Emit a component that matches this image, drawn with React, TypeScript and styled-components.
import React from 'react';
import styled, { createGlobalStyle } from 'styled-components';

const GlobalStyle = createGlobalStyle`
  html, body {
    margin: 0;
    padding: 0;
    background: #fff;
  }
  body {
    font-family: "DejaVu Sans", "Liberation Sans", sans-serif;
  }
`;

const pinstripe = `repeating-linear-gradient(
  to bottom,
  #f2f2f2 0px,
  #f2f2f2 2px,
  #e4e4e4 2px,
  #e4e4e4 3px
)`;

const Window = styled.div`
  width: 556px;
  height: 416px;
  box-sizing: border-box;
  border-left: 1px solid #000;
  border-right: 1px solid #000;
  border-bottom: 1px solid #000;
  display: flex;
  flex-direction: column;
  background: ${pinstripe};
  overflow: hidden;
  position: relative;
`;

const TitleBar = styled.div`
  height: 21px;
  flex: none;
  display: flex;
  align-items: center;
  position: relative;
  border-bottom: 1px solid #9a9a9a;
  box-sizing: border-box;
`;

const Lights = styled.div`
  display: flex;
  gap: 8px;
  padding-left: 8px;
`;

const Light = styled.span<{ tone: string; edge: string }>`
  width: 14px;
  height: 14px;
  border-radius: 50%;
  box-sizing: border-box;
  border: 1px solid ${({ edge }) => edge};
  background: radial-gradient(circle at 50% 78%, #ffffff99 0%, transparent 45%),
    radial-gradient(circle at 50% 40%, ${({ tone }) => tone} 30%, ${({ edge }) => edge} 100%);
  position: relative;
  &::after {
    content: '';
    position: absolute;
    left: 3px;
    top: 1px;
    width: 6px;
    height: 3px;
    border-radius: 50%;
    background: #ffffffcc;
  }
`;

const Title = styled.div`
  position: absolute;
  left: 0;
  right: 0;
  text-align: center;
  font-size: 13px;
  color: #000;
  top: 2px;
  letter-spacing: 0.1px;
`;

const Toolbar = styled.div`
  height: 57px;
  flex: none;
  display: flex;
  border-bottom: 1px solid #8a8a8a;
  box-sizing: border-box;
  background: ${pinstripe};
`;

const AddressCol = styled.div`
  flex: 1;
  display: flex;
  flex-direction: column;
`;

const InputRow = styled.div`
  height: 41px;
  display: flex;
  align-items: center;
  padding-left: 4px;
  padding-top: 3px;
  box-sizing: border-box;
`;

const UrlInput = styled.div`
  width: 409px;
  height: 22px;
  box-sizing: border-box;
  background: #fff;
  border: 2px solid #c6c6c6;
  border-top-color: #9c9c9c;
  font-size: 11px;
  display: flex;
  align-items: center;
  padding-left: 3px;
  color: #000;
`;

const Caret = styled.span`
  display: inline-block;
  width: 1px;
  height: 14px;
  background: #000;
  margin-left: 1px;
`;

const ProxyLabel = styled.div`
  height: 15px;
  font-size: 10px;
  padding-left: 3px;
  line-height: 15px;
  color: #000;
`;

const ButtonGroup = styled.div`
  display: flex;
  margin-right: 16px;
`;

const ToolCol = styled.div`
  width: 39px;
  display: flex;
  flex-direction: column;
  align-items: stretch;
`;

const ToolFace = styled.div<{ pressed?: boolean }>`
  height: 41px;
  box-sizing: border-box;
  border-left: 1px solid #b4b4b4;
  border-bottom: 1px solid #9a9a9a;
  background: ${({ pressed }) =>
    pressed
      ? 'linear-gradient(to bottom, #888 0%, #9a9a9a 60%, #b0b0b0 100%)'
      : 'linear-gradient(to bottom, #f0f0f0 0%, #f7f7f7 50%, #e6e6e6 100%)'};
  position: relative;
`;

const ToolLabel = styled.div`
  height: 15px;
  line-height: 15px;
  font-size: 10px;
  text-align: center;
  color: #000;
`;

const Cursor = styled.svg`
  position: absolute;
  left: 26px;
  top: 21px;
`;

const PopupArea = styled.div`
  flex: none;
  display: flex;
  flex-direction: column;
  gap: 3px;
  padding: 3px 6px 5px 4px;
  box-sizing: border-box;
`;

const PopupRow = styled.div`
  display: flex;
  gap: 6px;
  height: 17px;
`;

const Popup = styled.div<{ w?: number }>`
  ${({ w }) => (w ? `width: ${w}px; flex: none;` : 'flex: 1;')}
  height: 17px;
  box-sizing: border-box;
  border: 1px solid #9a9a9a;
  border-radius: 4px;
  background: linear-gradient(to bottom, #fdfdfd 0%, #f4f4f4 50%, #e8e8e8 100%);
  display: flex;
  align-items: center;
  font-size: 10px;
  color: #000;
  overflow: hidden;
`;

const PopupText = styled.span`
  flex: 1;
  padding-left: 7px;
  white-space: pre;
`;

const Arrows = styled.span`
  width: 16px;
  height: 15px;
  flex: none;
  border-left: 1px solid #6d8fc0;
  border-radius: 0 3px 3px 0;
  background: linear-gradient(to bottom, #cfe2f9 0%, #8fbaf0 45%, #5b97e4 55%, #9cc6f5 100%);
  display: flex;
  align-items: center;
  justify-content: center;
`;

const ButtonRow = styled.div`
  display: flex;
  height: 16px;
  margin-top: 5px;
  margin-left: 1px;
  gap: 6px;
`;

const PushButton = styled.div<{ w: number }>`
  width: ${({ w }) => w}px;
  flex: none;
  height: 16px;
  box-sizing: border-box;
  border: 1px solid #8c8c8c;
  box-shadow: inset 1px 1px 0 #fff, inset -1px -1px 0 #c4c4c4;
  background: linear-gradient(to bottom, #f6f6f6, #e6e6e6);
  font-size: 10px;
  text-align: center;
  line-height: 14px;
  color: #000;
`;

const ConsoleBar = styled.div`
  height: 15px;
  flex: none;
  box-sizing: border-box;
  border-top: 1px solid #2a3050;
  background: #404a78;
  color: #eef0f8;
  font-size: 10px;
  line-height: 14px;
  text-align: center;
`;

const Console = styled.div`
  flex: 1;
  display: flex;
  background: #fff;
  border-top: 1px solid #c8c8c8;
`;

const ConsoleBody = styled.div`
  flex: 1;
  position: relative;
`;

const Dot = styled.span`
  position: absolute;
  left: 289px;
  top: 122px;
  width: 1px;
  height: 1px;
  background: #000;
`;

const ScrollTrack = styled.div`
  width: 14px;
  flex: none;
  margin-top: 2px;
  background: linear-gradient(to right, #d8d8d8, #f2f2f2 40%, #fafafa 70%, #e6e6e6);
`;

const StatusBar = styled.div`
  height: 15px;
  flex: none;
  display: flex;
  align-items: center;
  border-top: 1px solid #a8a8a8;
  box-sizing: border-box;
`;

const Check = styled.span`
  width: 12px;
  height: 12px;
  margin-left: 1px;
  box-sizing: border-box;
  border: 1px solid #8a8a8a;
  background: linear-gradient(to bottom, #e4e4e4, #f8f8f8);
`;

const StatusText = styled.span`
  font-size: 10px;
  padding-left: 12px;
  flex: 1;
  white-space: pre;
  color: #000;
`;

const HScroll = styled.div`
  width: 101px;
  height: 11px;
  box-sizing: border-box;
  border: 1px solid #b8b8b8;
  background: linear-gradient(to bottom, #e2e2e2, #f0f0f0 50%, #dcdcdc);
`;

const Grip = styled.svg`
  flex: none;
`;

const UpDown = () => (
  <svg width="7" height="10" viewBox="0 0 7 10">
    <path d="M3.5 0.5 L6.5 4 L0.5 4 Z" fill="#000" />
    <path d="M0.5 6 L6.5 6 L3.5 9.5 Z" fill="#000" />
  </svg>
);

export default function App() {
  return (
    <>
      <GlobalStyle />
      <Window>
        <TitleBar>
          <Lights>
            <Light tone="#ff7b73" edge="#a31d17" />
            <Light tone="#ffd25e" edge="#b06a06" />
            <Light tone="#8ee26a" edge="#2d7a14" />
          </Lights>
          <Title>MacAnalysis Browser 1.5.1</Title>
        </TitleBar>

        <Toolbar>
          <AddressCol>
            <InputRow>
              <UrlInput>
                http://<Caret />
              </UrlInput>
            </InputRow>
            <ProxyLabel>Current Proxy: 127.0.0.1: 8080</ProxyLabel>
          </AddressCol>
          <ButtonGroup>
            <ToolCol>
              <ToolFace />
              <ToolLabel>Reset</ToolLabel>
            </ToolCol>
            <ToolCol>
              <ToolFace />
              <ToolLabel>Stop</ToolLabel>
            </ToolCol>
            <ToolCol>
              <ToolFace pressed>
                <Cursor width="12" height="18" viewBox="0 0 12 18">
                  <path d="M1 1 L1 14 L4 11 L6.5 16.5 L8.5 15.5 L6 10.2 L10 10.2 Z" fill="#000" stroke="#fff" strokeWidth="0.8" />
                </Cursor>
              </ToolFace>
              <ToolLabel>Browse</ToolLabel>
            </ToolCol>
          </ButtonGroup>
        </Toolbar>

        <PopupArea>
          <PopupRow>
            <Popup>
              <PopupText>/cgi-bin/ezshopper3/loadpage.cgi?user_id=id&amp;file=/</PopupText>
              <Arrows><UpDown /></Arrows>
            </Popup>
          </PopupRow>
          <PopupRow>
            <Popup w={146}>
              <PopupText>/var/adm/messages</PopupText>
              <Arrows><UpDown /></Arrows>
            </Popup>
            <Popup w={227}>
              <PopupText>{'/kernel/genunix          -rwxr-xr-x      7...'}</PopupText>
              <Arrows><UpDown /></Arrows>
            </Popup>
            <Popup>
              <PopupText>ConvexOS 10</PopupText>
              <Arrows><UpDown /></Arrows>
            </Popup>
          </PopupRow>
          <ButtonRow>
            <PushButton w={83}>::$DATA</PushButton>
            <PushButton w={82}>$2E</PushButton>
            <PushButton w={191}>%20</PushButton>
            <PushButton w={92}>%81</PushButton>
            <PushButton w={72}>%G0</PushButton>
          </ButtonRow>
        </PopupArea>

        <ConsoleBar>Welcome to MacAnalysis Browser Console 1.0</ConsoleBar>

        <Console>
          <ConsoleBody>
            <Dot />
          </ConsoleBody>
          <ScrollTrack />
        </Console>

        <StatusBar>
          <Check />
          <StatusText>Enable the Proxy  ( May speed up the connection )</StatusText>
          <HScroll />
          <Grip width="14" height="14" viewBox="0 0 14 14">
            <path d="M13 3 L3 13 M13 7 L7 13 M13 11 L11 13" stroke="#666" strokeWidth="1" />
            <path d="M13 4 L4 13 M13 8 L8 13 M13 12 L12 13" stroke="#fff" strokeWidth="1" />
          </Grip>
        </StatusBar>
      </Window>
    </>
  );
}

★ ★ ★

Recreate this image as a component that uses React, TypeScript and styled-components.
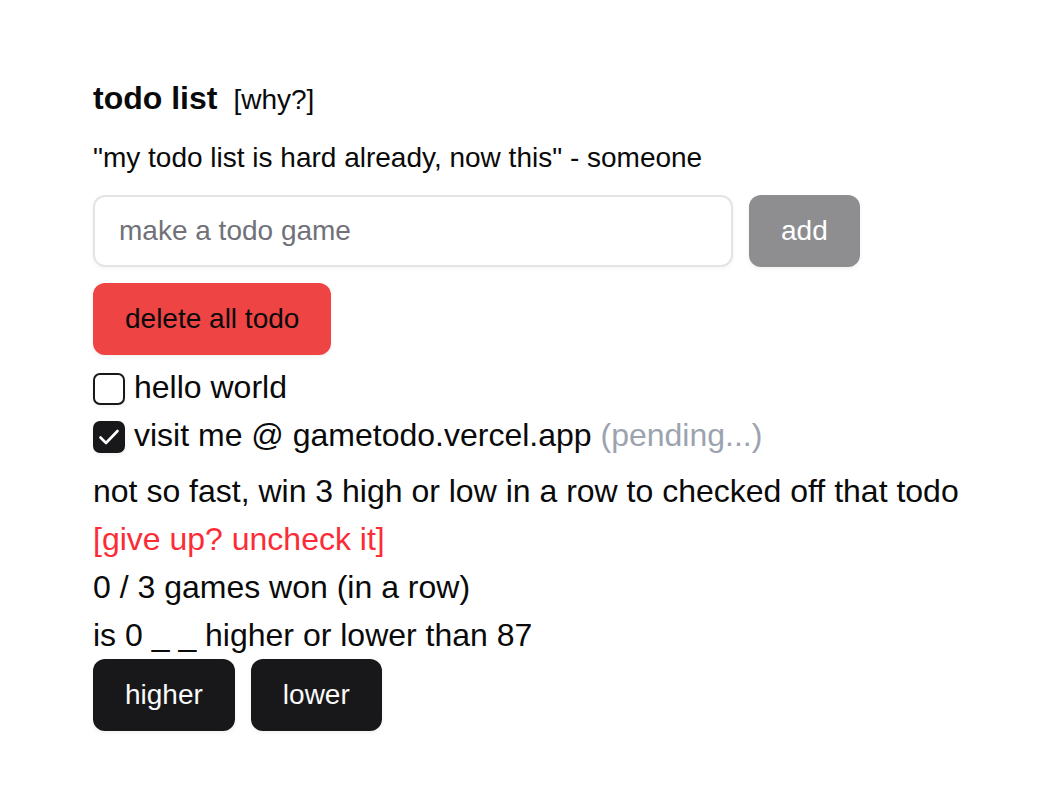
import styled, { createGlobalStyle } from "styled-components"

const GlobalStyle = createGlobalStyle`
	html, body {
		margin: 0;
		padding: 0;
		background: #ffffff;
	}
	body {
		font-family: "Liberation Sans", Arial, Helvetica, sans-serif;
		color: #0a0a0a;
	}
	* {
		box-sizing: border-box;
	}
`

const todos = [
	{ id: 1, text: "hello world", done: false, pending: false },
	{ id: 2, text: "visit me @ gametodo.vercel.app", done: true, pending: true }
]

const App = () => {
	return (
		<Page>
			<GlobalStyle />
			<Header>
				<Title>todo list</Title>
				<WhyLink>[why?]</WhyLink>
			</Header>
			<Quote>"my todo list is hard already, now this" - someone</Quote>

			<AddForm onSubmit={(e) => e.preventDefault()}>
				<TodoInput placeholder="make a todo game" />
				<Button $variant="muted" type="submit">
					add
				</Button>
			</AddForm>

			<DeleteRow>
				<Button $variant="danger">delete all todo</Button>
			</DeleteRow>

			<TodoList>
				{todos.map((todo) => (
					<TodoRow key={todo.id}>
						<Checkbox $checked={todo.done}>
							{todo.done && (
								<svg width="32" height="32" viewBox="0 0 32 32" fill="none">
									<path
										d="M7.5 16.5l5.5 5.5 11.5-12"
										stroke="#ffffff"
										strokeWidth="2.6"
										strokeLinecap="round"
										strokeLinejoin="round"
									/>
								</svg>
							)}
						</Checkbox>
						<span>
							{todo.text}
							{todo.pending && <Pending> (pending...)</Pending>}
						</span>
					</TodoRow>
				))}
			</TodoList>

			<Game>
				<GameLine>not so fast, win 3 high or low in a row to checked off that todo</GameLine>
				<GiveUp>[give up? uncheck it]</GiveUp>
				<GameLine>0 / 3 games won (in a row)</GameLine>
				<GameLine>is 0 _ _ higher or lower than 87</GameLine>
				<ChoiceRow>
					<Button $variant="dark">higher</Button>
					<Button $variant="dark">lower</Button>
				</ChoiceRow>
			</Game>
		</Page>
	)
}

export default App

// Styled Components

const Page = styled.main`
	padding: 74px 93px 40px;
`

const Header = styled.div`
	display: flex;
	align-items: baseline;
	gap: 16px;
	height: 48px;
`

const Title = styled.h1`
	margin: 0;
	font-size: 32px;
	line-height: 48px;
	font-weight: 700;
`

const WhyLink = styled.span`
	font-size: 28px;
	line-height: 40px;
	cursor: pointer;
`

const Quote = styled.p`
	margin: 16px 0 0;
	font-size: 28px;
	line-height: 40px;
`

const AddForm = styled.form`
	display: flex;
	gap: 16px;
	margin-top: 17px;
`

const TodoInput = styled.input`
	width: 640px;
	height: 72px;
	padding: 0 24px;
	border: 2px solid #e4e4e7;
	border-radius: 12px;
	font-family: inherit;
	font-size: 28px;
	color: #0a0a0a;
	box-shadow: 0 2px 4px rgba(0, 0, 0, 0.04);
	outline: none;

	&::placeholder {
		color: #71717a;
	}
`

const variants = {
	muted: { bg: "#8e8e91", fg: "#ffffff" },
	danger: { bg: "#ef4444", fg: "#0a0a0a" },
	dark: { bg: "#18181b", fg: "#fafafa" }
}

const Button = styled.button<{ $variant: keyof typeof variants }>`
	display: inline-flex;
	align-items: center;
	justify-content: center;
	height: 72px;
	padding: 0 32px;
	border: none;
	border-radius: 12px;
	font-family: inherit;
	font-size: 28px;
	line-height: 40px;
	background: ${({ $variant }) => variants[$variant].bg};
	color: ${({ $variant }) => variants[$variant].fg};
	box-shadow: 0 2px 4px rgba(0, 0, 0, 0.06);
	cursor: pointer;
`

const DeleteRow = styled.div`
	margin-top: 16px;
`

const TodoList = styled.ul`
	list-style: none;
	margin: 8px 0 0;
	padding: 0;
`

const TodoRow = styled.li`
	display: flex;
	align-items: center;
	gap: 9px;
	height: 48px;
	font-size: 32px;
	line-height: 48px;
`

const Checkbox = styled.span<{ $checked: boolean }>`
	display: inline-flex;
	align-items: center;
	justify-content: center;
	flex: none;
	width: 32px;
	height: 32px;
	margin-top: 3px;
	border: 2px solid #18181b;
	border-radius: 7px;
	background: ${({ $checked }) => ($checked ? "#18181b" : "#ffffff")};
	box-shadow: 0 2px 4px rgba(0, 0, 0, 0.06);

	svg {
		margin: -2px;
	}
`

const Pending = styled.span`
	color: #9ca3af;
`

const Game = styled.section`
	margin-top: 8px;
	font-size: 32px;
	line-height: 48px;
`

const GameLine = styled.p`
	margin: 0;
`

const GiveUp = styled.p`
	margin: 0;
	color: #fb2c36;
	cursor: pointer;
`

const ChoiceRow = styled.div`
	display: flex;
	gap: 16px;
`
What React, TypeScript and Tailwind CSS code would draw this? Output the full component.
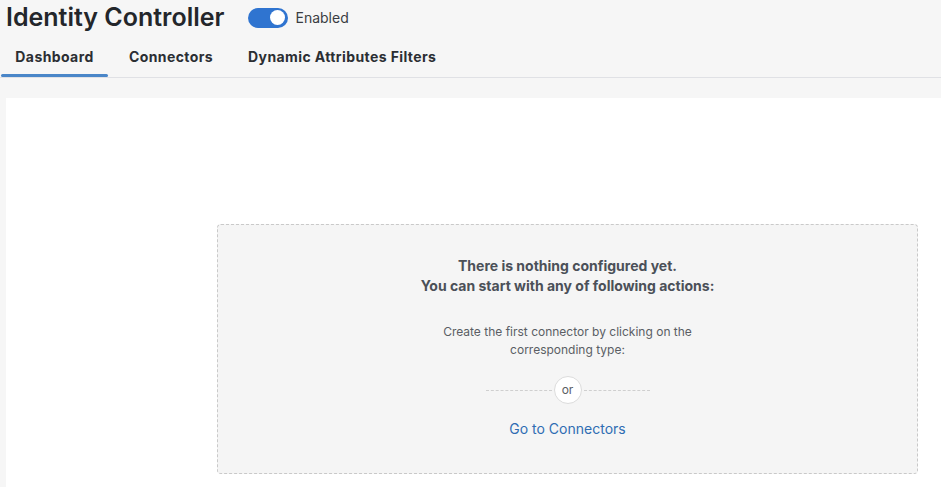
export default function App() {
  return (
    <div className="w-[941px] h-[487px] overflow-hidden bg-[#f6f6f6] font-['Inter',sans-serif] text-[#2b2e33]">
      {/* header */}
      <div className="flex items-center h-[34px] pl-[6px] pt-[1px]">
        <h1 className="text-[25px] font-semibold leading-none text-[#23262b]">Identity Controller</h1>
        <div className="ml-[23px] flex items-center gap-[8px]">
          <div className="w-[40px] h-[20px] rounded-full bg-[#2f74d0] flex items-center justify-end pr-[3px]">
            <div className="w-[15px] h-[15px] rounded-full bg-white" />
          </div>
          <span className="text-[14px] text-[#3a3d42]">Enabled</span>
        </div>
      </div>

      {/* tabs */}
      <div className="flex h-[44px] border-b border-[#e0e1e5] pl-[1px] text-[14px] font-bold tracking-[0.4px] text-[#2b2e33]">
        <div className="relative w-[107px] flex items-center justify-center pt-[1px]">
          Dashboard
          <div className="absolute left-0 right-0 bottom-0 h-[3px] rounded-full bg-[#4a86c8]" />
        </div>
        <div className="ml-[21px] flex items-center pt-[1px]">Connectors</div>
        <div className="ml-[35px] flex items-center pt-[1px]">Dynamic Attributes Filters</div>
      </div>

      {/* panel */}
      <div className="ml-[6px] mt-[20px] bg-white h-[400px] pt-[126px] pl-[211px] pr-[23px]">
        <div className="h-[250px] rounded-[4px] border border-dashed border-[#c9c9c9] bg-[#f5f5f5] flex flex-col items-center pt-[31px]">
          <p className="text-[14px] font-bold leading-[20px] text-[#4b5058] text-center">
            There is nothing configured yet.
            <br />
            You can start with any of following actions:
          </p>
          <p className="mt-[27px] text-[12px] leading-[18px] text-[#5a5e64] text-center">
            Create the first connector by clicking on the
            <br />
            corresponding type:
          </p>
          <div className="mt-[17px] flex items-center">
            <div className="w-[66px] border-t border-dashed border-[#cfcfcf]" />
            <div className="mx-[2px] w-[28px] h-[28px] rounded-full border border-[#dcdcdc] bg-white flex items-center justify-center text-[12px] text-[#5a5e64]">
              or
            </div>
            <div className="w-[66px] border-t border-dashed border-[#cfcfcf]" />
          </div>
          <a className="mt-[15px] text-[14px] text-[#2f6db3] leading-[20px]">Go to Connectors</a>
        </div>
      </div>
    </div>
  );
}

★ ★ ★

What you have to do ▸
Return, from the data, each line that has the word "TypeScript" in it.

Reply ▸
Emit a component that matches this image, drawn with React, TypeScript and styled-components.
Recreate this image as a component that uses React, TypeScript and styled-components.
What React, TypeScript and Tailwind CSS code would draw this? Output the full component.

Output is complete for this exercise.